Saturday, 14 January 2017

I'm Not Trying to Out-Mom You


Usually on Saturdays, we try to do something as a family and today it was a trip to Southport's town centre for a walk around in the only slightly brisk winter weather.  We stopped for a late lunch at the newly refurbished New China City.  (It's name was always "New China City" even before the redecorating, ironically.)

Eating out is always a treat, but there is no question that as soon as Jackson started walking, it became a bigger challenge than ever before because there is a very short window of time that we have to work with before the novelty of taste-testing off of Mommy and Daddy's plate wears off and he wants to travel around and through the restaurant.  We try to time the dining experience so that he falls asleep about half-way through which gives us time to finish our meals and discuss the week's events.  Today, however, Jackson didn't take a nap all day--which was a first--so we ended up taking the rest of our meal home when our little explorer wanted to run laps around the fish tank and water features.

The other hurdle that we encountered was another baby at the table beside us.  This baby's mom was very attentive and talkative with her tot and doing a good job of making-up 'conversation' with a baby about the same age as Jackson.  The only problem with sitting beside another young family is if I tried to talk to Jackson with the same comments that all moms say ("What a good boy!"  "You are so smart."  "Oh!  Do you see the fish?" etc.), then it sounds like I'm mocking the other mom.

There isn't a problem if "Mom 1" is not talking to her child or the baby is asleep; there wouldn't be any comparisons made by any bystanders then.  But, out of fear of sounding like a parrot, I used minimal conversation with Jackson until the other mom left.  I was afraid it would sound like I was trying to 'out-mom' her and it would turn into a verbal who-loves-their-baby-the-most competition.  If the restaurant was a bit louder (for instance, at a Pizza Hut), then it's a free-for-all because we struggle to even hear the table next to us; however, with a quieter table-clothed restaurant, only one baby-talking Mom is acceptable.

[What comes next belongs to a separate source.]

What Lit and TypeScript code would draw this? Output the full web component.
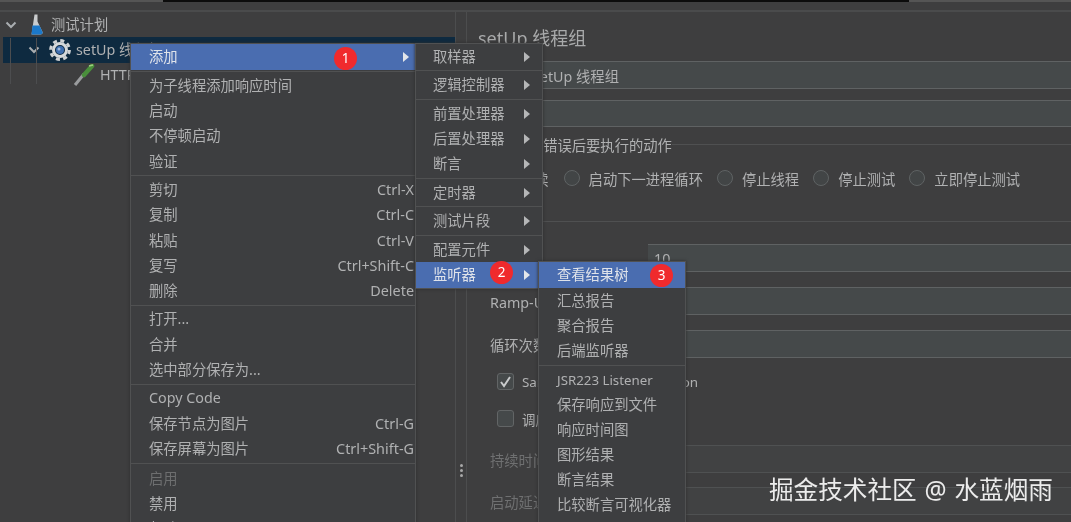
import { LitElement, html, css, nothing } from "lit";
import { customElement } from "lit/decorators.js";

type Item = { t?: string; k?: string; sub?: boolean; on?: boolean; off?: boolean; sep?: boolean; wide?: boolean; l?: boolean };

const main: Item[] = [
  { t: "添加", sub: true, on: true }, { sep: true },
  { t: "为子线程添加响应时间" }, { t: "启动" }, { t: "不停顿启动" }, { t: "验证" }, { sep: true },
  { t: "剪切", k: "Ctrl-X" }, { t: "复制", k: "Ctrl-C" }, { t: "粘贴", k: "Ctrl-V" }, { t: "复写", k: "Ctrl+Shift-C" }, { t: "删除", k: "Delete" }, { sep: true },
  { t: "打开..." }, { t: "合并" }, { t: "选中部分保存为..." }, { sep: true },
  { t: "Copy Code" }, { t: "保存节点为图片", k: "Ctrl-G" }, { t: "保存屏幕为图片", k: "Ctrl+Shift-G" }, { sep: true, wide: true },
  { t: "启用", off: true }, { t: "禁用" }, { t: "帮助" },
];
const second: Item[] = [
  { t: "取样器", sub: true }, { sep: true },
  { t: "逻辑控制器", sub: true }, { sep: true },
  { t: "前置处理器", sub: true }, { t: "后置处理器", sub: true }, { t: "断言", sub: true }, { sep: true },
  { t: "定时器", sub: true }, { sep: true },
  { t: "测试片段", sub: true }, { sep: true },
  { t: "配置元件", sub: true },
  { t: "监听器", sub: true, on: true },
];
const third: Item[] = [
  { t: "查看结果树", on: true }, { t: "汇总报告" }, { t: "聚合报告" }, { t: "后端监听器" }, { sep: true },
  { t: "JSR223 Listener", l: true }, { t: "保存响应到文件" }, { t: "响应时间图" }, { t: "图形结果" }, { t: "断言结果" }, { t: "比较断言可视化器" },
];

const chevron = html`<svg class="chev" width="12" height="8" viewBox="0 0 12 8"><path d="M1.5 1.500 6 6l4.500-4.500" fill="none" stroke="#a9adb0" stroke-width="2"/></svg>`;

@customElement("app-root")
export class AppRoot extends LitElement {
  static styles = css`
    :host { display: block; width: 1071px; height: 522px; overflow: hidden; background: #3e3e3f;
      font-family: "Noto Sans", "Noto Sans CJK SC", sans-serif; font-size: 14.3px; color: #b0b1b2; }
    .stage { position: relative; width: 1071px; height: 522px; overflow: hidden; }
    .ui { position: absolute; inset: 0; display: flex; flex-direction: column; filter: blur(0.7px); }
    .top { display: flex; height: 2px; flex: none; background: #555; }
    .top i { display: block; }
    .top .a { width: 163px; } .top .b { width: 746px; background: #0c0c0c; }
    .body { flex: 1; display: flex; min-height: 0; margin-top: 8px; border-top: 2px solid #4a4b4c; }
    .tree { width: 456px; flex: none; position: relative; box-sizing: border-box; border-right: 1px solid #4c4d4e; }
    .row { display: flex; align-items: center; line-height: 20px; white-space: nowrap; }
    .r1 { padding-left: 5px; height: 25px; }
    .r2 { background: #0e2a40; margin-left: 3px; padding-left: 25px; height: 26px; }
    .r3 { padding-left: 73px; height: 24px; }
    .chev { flex: none; }
    .r1 .chev { margin-right: 12px; }
    .r1 svg.ic { margin-right: 8px; }
    .r2 .chev { margin-right: 9px; }
    .r2 svg.ic { margin-right: 5px; }
    .r3 svg.ic { margin-right: 5px; }
    .guides { position: absolute; left: 10px; top: 26px; width: 25px; height: 46px; border-left: 1px solid #4c4d4f; border-right: 1px solid #4c4d4f; }
    .split { width: 10px; flex: none; display: flex; flex-direction: column; align-items: center; justify-content: flex-end; gap: 2px; padding-bottom: 45px; box-sizing: border-box; }
    .split b { width: 3px; height: 3px; border-radius: 50%; background: #a8a8a8; display: block; }
    .panel { flex: 1; min-width: 0; border-left: 1px solid #4c4d4e; display: flex; flex-direction: column; padding-top: 12px; }
    .title { font-size: 18px; line-height: 28px; margin-left: 11px; color: #a9aaab; }
    .field { background: #45494a; border-top: 1px solid #5f6263; border-bottom: 1px solid #5f6263; display: flex; align-items: center; flex: 1; min-width: 0; padding-left: 6px; box-sizing: border-box; }
    .full { flex: none; margin-left: 60px; margin-top: 9px; height: 28px; }
    .full + .full { margin-top: 11px; height: 27px; }
    .group { margin: 9px 0 0 0; display: flex; align-items: center; height: 20px; }
    .group span { line-height: 20px; padding-left: 19px; white-space: nowrap; }
    .group::after { content: ""; flex: 1; height: 1px; background: #4f5051; margin: 0 0 4px 0; }
    .radios { display: flex; align-items: center; height: 22px; margin: 11px 0 0 53px; white-space: nowrap; }
    .radios i { width: 16px; height: 16px; box-sizing: border-box; border-radius: 50%; border: 1px solid #5f6364; background: #424546; margin: 0 9px 0 14px; flex: none; }
    .radios i:nth-child(2) { margin-left: 15px; }
    .hr { height: 1px; background: #4f5051; margin-top: 32px; }
    .line { display: flex; align-items: stretch; margin-left: 23px; height: 28px; white-space: nowrap; }
    .line label { width: 158px; flex: none; align-self: center; }
    .lines { margin-top: 22px; display: flex; flex-direction: column; gap: 15px; }
    .dim { color: #6f7071; }
    .dimf { background: #414243; border-color: #4f5152; }
    .check { display: flex; align-items: center; margin-left: 30px; height: 17px; gap: 8px; white-space: nowrap; font-size: 13.4px; }
    .box { width: 17px; height: 17px; box-sizing: border-box; border: 1px solid #626566; background: #45494a; border-radius: 3px; flex: none; display: flex; align-items: center; justify-content: center; }
    .c1 { margin-top: 15px; } .c2 { margin-top: 20px; }
    .lines2 { margin-top: 18px; display: flex; flex-direction: column; gap: 14px; }
    .menu { position: absolute; background: #3d3e40; border: 1px solid #505152; box-sizing: border-box; box-shadow: 0 0 3px #2d2d2d; }
    .m1 { left: 130px; top: 43px; width: 286px; height: 500px; }
    .m2 { left: 415px; top: 43px; width: 128px; height: 246px; }
    .m3 { left: 538px; top: 261px; width: 148px; height: 280px; }
    .mi { height: 25.2px; display: flex; align-items: center; line-height: 20px; white-space: nowrap; position: relative; }
    .m1 .mi { padding: 0 1px 0 18px; } .m2 .mi { padding: 0 12px 0 17px; } .m3 .mi { padding: 0 4px 0 18px; }
    .mi.on { background: #4a6db0; color: #dfe3ea; height: 26px; }
    .mi.off { color: #6d6e6f; }
    .mi .l { font-size: 13.3px; }
    .mi .k { margin-left: auto; font-size: 14.4px; }
    .mi .arrow { margin-left: auto; width: 0; height: 0; border-left: 6px solid #b5b6b7; border-top: 5px solid transparent; border-bottom: 5px solid transparent; }
    .m1 .arrow { margin-right: 5px; }
    .mi.on .arrow { border-left-color: #e3e6ea; }
    .sep { height: 3.4px; display: flex; align-items: center; }
    .sep.wide { height: 5px; }
    .sep::after { content: ""; display: block; height: 1px; width: 100%; background: #505152; }
    .badge { position: absolute; width: 23px; height: 23px; border-radius: 50%; background: #f02a2d; color: #fff; font-size: 13.5px; display: flex; align-items: center; justify-content: center; line-height: 1; filter: blur(0.3px); }
    .wm { position: absolute; left: 769px; top: 473px; font-size: 24.6px; line-height: 34px; color: #ececec; white-space: nowrap; word-spacing: 1.5px; filter: blur(0.3px); }
  `;

  private renderMenu(cls: string, items: Item[]) {
    return html`<div class="menu ${cls}">
      ${items.map((it) =>
        it.sep
          ? html`<div class="sep ${it.wide ? "wide" : ""}"></div>`
          : html`<div class="mi ${it.on ? "on" : ""} ${it.off ? "off" : ""}">
              <span class="${it.l ? "l" : ""}">${it.t}</span>
              ${it.k ? html`<span class="k">${it.k}</span>` : nothing}
              ${it.sub ? html`<span class="arrow"></span>` : nothing}
            </div>`
      )}
    </div>`;
  }

  render() {
    return html`<div class="stage">
      <div class="ui">
        <div class="top"><i class="a"></i><i class="b"></i></div>
        <div class="body">
          <div class="tree">
            <div class="guides"></div>
            <div class="row r1">${chevron}
              <svg class="ic" width="14" height="21" viewBox="0 0 14 21">
                <path d="M5.500 0.500h3v7l5 10.500q.6 2.500-2 2.500h-9q-2.600-2-2.500L5.500 7.500z" fill="#c9ccce"/>
                <path d="M3.500 11.500h7l3 6.500q.6 2.500-2 2.500h-9q-2.600-2-2.500z" fill="#1b78c9"/>
              </svg>
              <span>测试计划</span></div>
            <div class="row r2">${chevron}
              <svg class="ic" width="22" height="22" viewBox="0 0 22 22">
                <circle cx="11" cy="11" r="9.400" fill="none" stroke="#cfd2d4" stroke-width="3" stroke-dasharray="4 3.380"/>
                <circle cx="11" cy="11" r="6.500" fill="none" stroke="#d6d9db" stroke-width="3"/>
                <circle cx="11" cy="11" r="4" fill="#3f6fb0"/>
                <circle cx="10" cy="10" r="1.500" fill="#9db9dc"/>
              </svg>
              <span>setUp 线程组</span></div>
            <div class="row r3">
              <svg class="ic" width="22" height="22" viewBox="0 0 22 22">
                <path d="M2 21 L11 10" stroke="#9a9c9e" stroke-width="3"/>
                <path d="M11 11 L19 2" stroke="#4a8f3c" stroke-width="4.500" stroke-linecap="round"/>
                <path d="M16 2 L20 1" stroke="#9fcf7f" stroke-width="1.500"/>
              </svg>
              <span>HTTP请求</span></div>
          </div>
          <div class="split"><b></b><b></b><b></b></div>
          <div class="panel">
            <div class="title">setUp 线程组</div>
            <div class="field full">setUp 线程组</div>
            <div class="field full"></div>
            <div class="group"><span>在取样器错误后要执行的动作</span></div>
            <div class="radios"><span>继续</span><i></i><span>启动下一进程循环</span><i></i><span>停止线程</span><i></i><span>停止测试</span><i></i><span>立即停止测试</span></div>
            <div class="hr"></div>
            <div class="lines">
              <div class="line"><label>线程数：</label><div class="field">10</div></div>
              <div class="line"><label>Ramp-Up时间（秒）：</label><div class="field"></div></div>
              <div class="line"><label>循环次数：</label><div class="field"></div></div>
            </div>
            <div class="check c1"><span class="box"><svg width="13" height="13" viewBox="0 0 13 13"><path d="M2 7l3 4 6-9" fill="none" stroke="#c9cbcc" stroke-width="2"/></svg></span>Same user on each iteration</div>
            <div class="check c2"><span class="box"></span>调度器</div>
            <div class="lines2">
              <div class="line dim"><label>持续时间（秒）</label><div class="field dimf"></div></div>
              <div class="line dim"><label>启动延迟（秒）</label><div class="field dimf"></div></div>
            </div>
          </div>
        </div>
        ${this.renderMenu("m1", main)}
        ${this.renderMenu("m2", second)}
        ${this.renderMenu("m3", third)}
      </div>
      <div class="badge" style="left:334px;top:47px">1</div>
      <div class="badge" style="left:490px;top:261px">2</div>
      <div class="badge" style="left:650px;top:264px">3</div>
      <div class="wm">掘金技术社区 @ 水蓝烟雨</div>
    </div>`;
  }
}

I didn't worry too much about Jackson feeling rejected because as soon as they finished their ice cream, we showered him in compliments and included him in our conversation.  I don't think he was too damaged.

Modelling his cuddly, soft robe (dressing gown)

Hugging his bunny and sitting in his 'spot' to go up to bed 

Not quite ready for sleep!  One more game of chase before bedtime

Developmental updates:  This week at nursery, we found out that Jackson is quite the Casanova.  At the beginning of the week, it was Sadie's name that was being tossed around because apparently, when she goes home, the only word she says is "Jackson" over and over.  By the end of the week, he was giving hugs to Tabitha and the nursery teachers said that on Friday, they were giving each other 'kisses.'  Oh great!  Well, at least he is a caring and sweet boy and being a good friend instead of hitting or biting.  Always look on the bright side of life.  Do do, do doo do doo do do.  Jackson is also starting to nod and shake his head to answer questions, although we're not sure that he completely understands the 'yes' and 'no' connotations, respectively.  It's cute nonetheless.  He has also begun playing with his cars and trucks in a more 'grown-up' way by gliding them along tracks and down ramps instead of just across the floor or on tables.

If you see Sammie Miles Davis, Jr. and Bella, give them my love.